## [Your task]
Identify all lines in the data containing the string "code". Copy them out.

## [Input for this task]
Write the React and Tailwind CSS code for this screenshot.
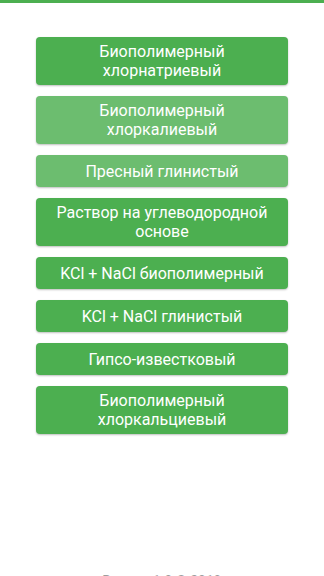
const items = [
  { label: "Биополимерный хлорнатриевый", light: false },
  { label: "Биополимерный хлоркалиевый", light: true },
  { label: "Пресный глинистый", light: true },
  { label: "Раствор на углеводородной основе", light: false },
  { label: "KCl + NaCl биополимерный", light: false },
  { label: "KCl + NaCl глинистый", light: false },
  { label: "Гипсо-известковый", light: false },
  { label: "Биополимерный хлоркальциевый", light: false },
];

export default function App() {
  return (
    <div className="w-[324px] h-[576px] overflow-hidden bg-white flex flex-col font-['Roboto',sans-serif]">
      {/* top bar */}
      <div className="h-[3px] bg-[#4caf50]" />

      <div className="flex flex-col gap-[11px] px-[36px] pt-[34px]">
        {items.map((item) => (
          <button
            key={item.label}
            className={
              "min-h-[32px] w-full rounded-[4px] px-[18px] py-[5px] text-[16px] leading-[19px] text-white text-center shadow-[0_1px_2px_rgba(0,0,0,0.25)] " +
              (item.light ? "bg-[#6cbd6f]" : "bg-[#4caf50]")
            }
          >
            {item.label}
          </button>
        ))}
      </div>

      <p className="mt-auto mb-[-13px] text-center text-[14px] leading-[16px] text-[#9e9e9e]">
        Версия 1.0 © 2019
      </p>
    </div>
  );
}
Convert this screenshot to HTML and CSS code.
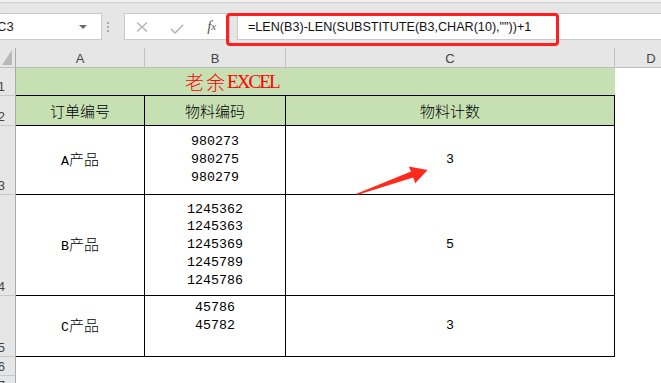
FILE: index.html
```html
<!DOCTYPE html>
<html lang="zh-CN">
<head>
  <meta charset="UTF-8">
  <title>老余EXCEL - 物料计数</title>
  <link rel="stylesheet" href="styles.css">
</head>
<body>
  <div class="page">
    <div class="formula-bar">
      <div class="name-box">
        <span class="ref">C3</span>
        <span class="caret"></span>
      </div>
      <div class="grip"><i></i><i></i><i></i></div>
      <div class="fx-buttons">
        <span class="btn">
          <svg width="12" height="10" viewBox="0 0 12 10"><path d="M1 0.5 L11 9.5 M11 0.5 L1 9.5" stroke="#b3b3b3" stroke-width="1.3" fill="none"/></svg>
        </span>
        <span class="btn">
          <svg width="14" height="10" viewBox="0 0 14 10"><path d="M0.8 4.8 L5 9 L13.2 0.8" stroke="#b3b3b3" stroke-width="1.5" fill="none"/></svg>
        </span>
        <span class="btn fx"><i>f</i><sub>x</sub></span>
      </div>
      <div class="formula-input">=LEN(B3)-LEN(SUBSTITUTE(B3,CHAR(10),""))+1</div>
      <div class="mark"></div>
    </div>

    <div class="sheet">
      <div class="corner"><span class="tri"></span></div>
      <div class="col-head">A</div>
      <div class="col-head">B</div>
      <div class="col-head">C</div>
      <div class="col-head last">D</div>

      <div class="row-head">1</div>
      <div class="title"><span class="cn">老余</span><span class="en">EXCEL</span></div>
      <div class="col-d"></div>

      <div class="row-head">2</div>
      <div class="cell head">订单编号</div>
      <div class="cell head">物料编码</div>
      <div class="cell head">物料计数</div>

      <div class="row-head">3</div>
      <div class="cell"><span><span class="num">A</span>产品</span></div>
      <div class="cell num lines">980273<br>980275<br>980279</div>
      <div class="cell num">3</div>

      <div class="row-head">4</div>
      <div class="cell"><span><span class="num">B</span>产品</span></div>
      <div class="cell num lines">1245362<br>1245363<br>1245369<br>1245789<br>1245786</div>
      <div class="cell num">5</div>

      <div class="row-head">5</div>
      <div class="cell"><span><span class="num">C</span>产品</span></div>
      <div class="cell num lines">45786<br>45782<br>&nbsp;</div>
      <div class="cell num">3</div>

      <div class="row-head">6</div>
      <div class="blank"></div>

      <div class="row-head">7</div>
      <div class="blank"></div>
    </div>

    <svg class="arrow" width="661" height="383" viewBox="0 0 661 383">
      <polygon points="356.5,193.8 411,171.6 408.8,166.4 427.6,170 415.2,183.2 413.2,177.6 358,194.8" fill="#ff2a1f"/>
    </svg>
  </div>
</body>
</html>
```

FILE: styles.css
```css
html, body
{
  margin: 0;
  width: 661px;
  height: 383px;
  overflow: hidden;
  background: #fff;
}
.page
{
  position: relative;
  width: 661px;
  height: 383px;
  overflow: hidden;
}

/* formula bar */
.formula-bar
{
  position: relative;
  height: 48px;
  box-sizing: border-box;
  padding-top: 11px;
  background: #e6e6e6;
  border-top: 2px solid #f2f2f2;
  display: flex;
  align-items: flex-start;
  font-family: "Liberation Sans", Arial, sans-serif;
}
.formula-bar::before
{
  content: "";
  position: absolute;
  left: 0; right: 0; top: 0;
  height: 1px;
  background: #d0d0d0;
}
.name-box
{
  width: 102px;
  height: 27px;
  box-sizing: border-box;
  background: #fff;
  border: 1px solid #c9c9c9;
  border-left: none;
  display: flex;
  align-items: center;
  justify-content: space-between;
  padding-right: 14px;
}
.name-box .ref
{
  margin-left: -3px;
  font-size: 13px;
  color: #222;
}
.caret
{
  width: 0;
  height: 0;
  border-left: 4px solid transparent;
  border-right: 4px solid transparent;
  border-top: 4px solid #6b6b6b;
}
.grip
{
  width: 3px;
  margin: 9px 14px 0 5px;
  display: flex;
  flex-direction: column;
  gap: 2px;
}
.grip i
{
  display: block;
  width: 2px;
  height: 2px;
  background: #a9a9a9;
}
.fx-buttons
{
  width: 106px;
  height: 27px;
  box-sizing: border-box;
  background: #fff;
  border: 1px solid #c9c9c9;
  display: flex;
  align-items: center;
}
.btn
{
  width: 36px;
  display: flex;
  justify-content: center;
  align-items: center;
}
.btn:nth-child(2) svg
{
  margin-top: 4px;
}
.fx
{
  font-family: "Liberation Serif", serif;
  font-size: 15px;
  color: #555;
  line-height: 15px;
}
.fx sub
{
  font-style: italic;
  font-size: 11px;
  vertical-align: -1px;
}
.formula-input
{
  flex: 1;
  margin-left: 7px;
  height: 27px;
  box-sizing: border-box;
  background: #fff;
  border: 1px solid #c9c9c9;
  border-right: none;
  padding-left: 10px;
  font-size: 12.6px;
  line-height: 26px;
  color: #111;
  white-space: nowrap;
}
.mark
{
  position: absolute;
  left: 226px;
  top: 11px;
  width: 333px;
  height: 33px;
  box-sizing: border-box;
  border: 3px solid #ff1f1f;
  border-radius: 4px;
}

/* sheet */
.sheet
{
  display: grid;
  grid-template-columns: 16px 129px 141px 329px 72px;
  grid-template-rows: 20px 28px 30px 69px 101px 61px 19px 19px;
}
.corner
{
  background: #e6e6e6;
  border-right: 1px solid #ababab;
  border-bottom: 1px solid #bdbdbd;
  display: flex;
  align-items: flex-end;
  justify-content: flex-end;
  padding: 0 3px 2px 0;
}
.tri
{
  width: 0;
  height: 0;
  border-left: 10px solid transparent;
  border-bottom: 15px solid #b8b8b8;
}
.col-head
{
  background: #e6e6e6;
  border-right: 1px solid #c2c2c2;
  border-bottom: 1px solid #bdbdbd;
  font-family: "Liberation Sans", Arial, sans-serif;
  font-size: 13px;
  color: #444;
  display: flex;
  align-items: center;
  justify-content: center;
  padding-top: 2px;
}
.col-head.last
{
  border-right: none;
}
.row-head
{
  background: #e6e6e6;
  border-right: 1px solid #ababab;
  border-bottom: 1px solid #c8c8c8;
  display: flex;
  align-items: flex-end;
  justify-content: flex-end;
  padding: 0 10px 2px 0;
  font-family: "Liberation Sans", Arial, sans-serif;
  font-size: 13px;
  line-height: 13px;
  color: #444;
}
.title
{
  grid-column: 2 / 5;
  background: #c6e0b4;
  border-bottom: 1px solid #000;
  display: flex;
  align-items: center;
  padding-left: 169px;
  color: #ff0000;
}
.title .cn
{
  font-family: "Noto Sans CJK SC", sans-serif;
  font-size: 19px;
  font-weight: 300;
  line-height: 20px;
  letter-spacing: 2px;
}
.title .en
{
  font-family: "Liberation Serif", serif;
  font-size: 19px;
  line-height: 20px;
  letter-spacing: -1.9px;
}
.col-d
{
  grid-column: 5;
  grid-row: 2 / -1;
}
.cell
{
  border-right: 1px solid #000;
  border-bottom: 1px solid #000;
  display: flex;
  align-items: center;
  justify-content: center;
  text-align: center;
  font-family: "Noto Sans CJK SC", sans-serif;
  font-size: 15px;
  font-weight: 300;
  line-height: 18px;
  color: #000;
}
.cell.head
{
  background: #c6e0b4;
}
.num
{
  font-family: "Liberation Mono", "Courier New", monospace;
  font-size: 13.3px;
  font-weight: 400;
}
.lines
{
  line-height: 17.8px;
}
.blank
{
  grid-column: 2 / 5;
}
.arrow
{
  position: absolute;
  left: 0;
  top: 0;
  pointer-events: none;
}
```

## [Exercise answer]
Write the React and Tailwind CSS code for this screenshot.
Convert this screenshot to HTML and CSS code.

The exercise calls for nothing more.